In his sixth numbered objection, Lee attempts to invoke an exception to the good-faith exception by arguing that “the testifying officer had prior understanding of the RV being a residence and intentionally [misled] the issuing judge with the language used to imply that the RV was merely parked near the house rather than situated as a neighbor.” (Dkt. #100 at 4). Lee further argues that there “was no information in the affidavit establishing probable cause to search the RV because the RV itself was in fact merely a neighbor.” (Dkt. #100 at 4). However, there is no evidence that Officer Kennedy intentionally misled the magistrate judge issuing the warrant. The affidavit merely states that the RV was “on the property, north of the residence.” (Dkt. #85-1 at 4). Lee does not contest that this was true. And the evidence presented at the hearing on the motion to suppress discussed above indicates that Officer Kennedy did believe that the RV and the house were part of the same property. To the extent Lee again attempts to argue that Officer Kennedy knew the RV constituted a neighboring property because Officer Kennedy knew Lee, the Court is not persuaded by that contention for the reasons stated above. Accordingly, Lee's sixth numbered objection is OVERRULED.
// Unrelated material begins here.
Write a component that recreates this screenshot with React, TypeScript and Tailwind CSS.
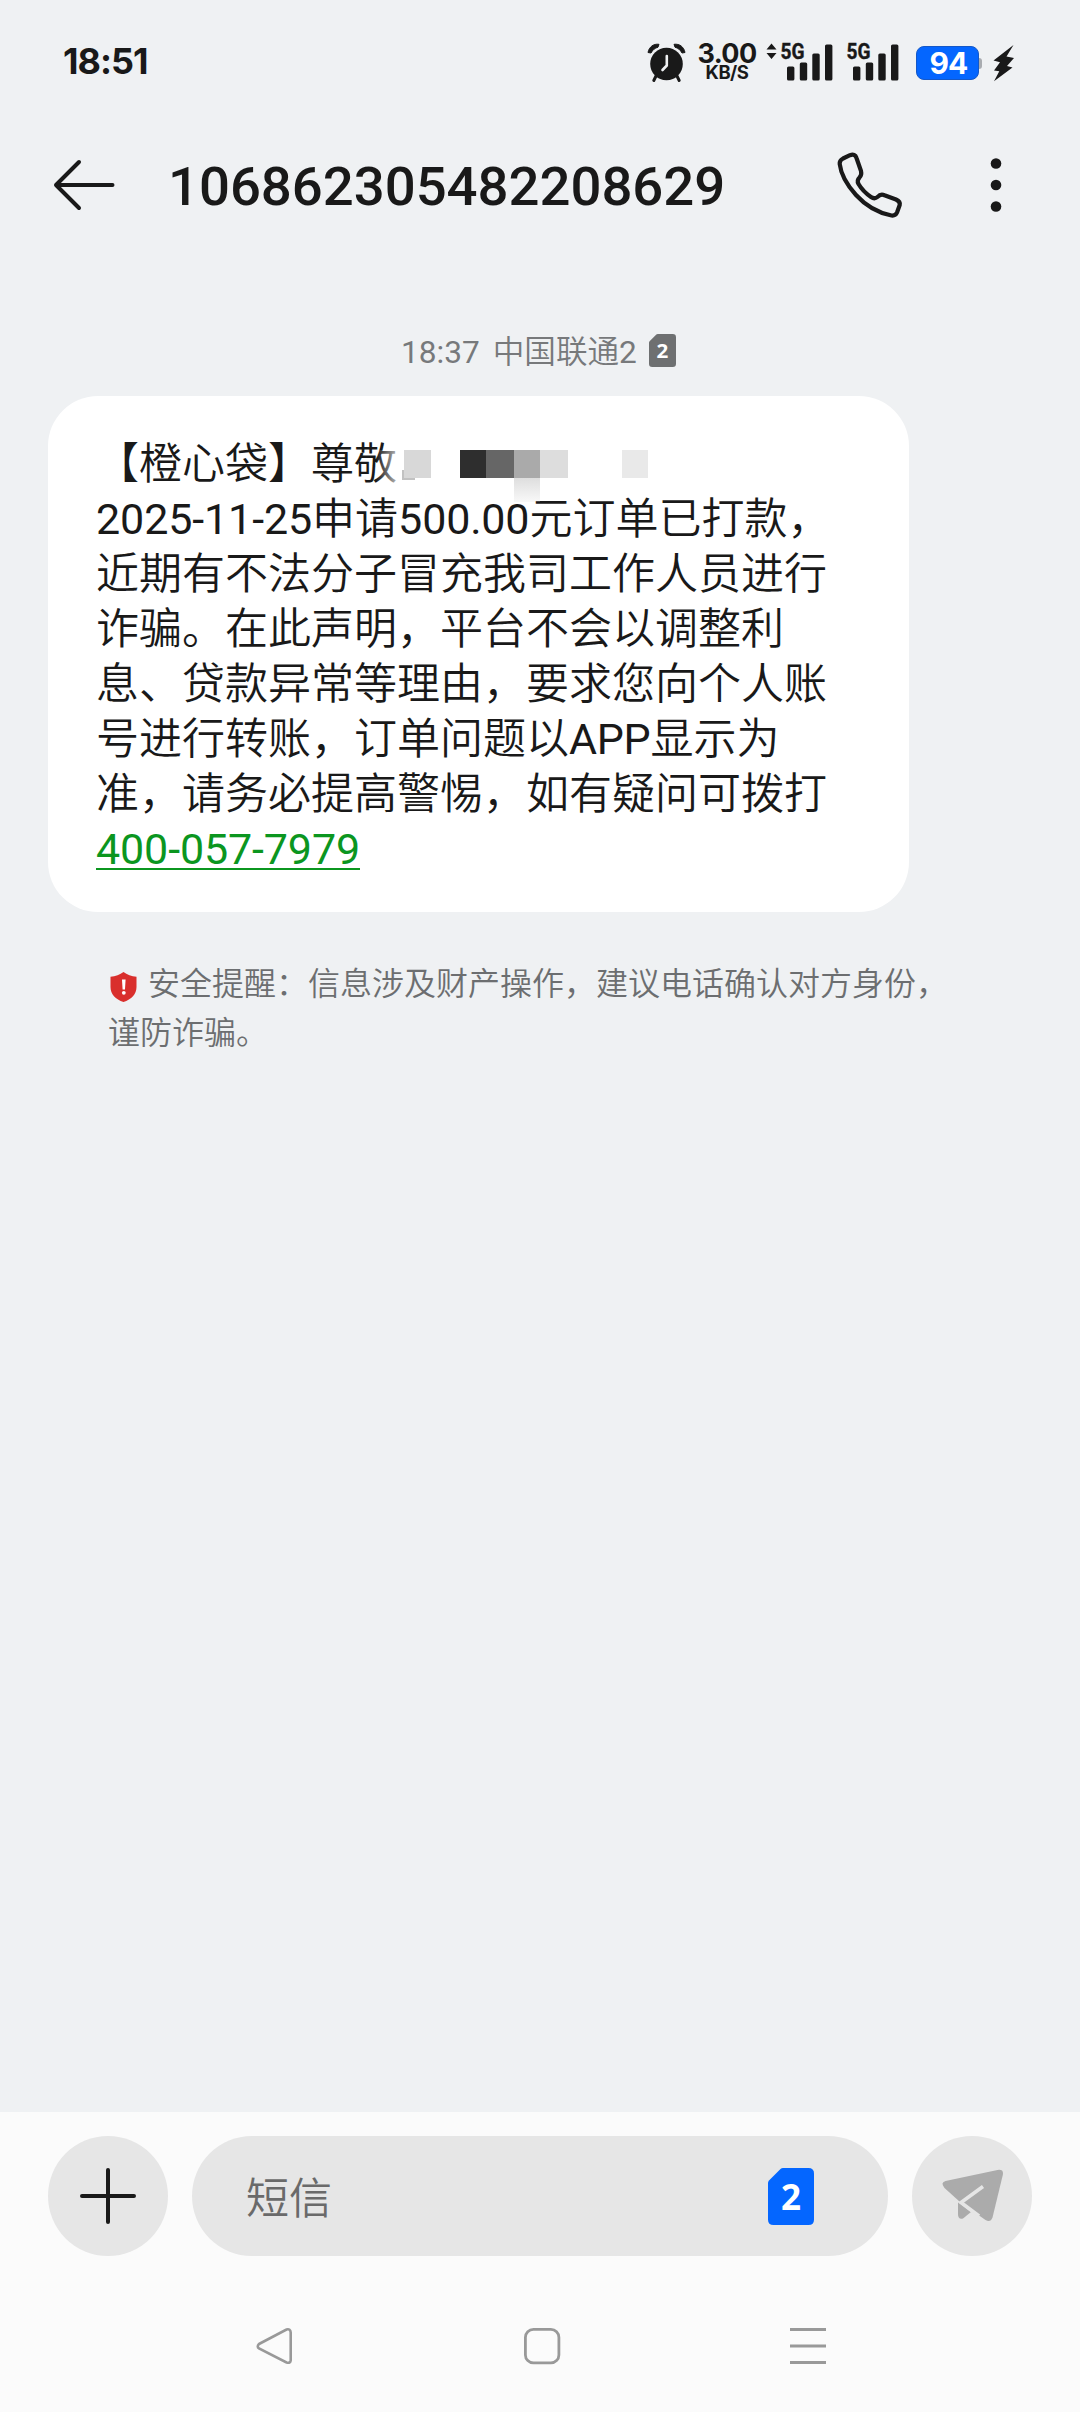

C. Objection Relevant to the Automobile Exception
In his third numbered objection, Lee argues that contrary to Officer Kennedy's testimony, the RV was completely immobile at the time it was searched and that it was being used as a residence. But whether the RV was mobile or being used as a residence is irrelevant to the Report's conclusion regarding the good-faith exception. The Government does not rely on the automobile exception and the exception is otherwise inapplicable in this case. Lee's third numbered objection is OVERRULED.
III. Conclusion
Based on the foregoing, the Court ADOPTS the Report and Recommendation of the United States Magistrate Judge, (Dkt. #97), and OVERRULES all of Lee's Objections, (Dkt. #100), to the Report.
It is further ORDERED that Lee's Motion to Suppress Evidence, (Dkt. #78), is DENIED.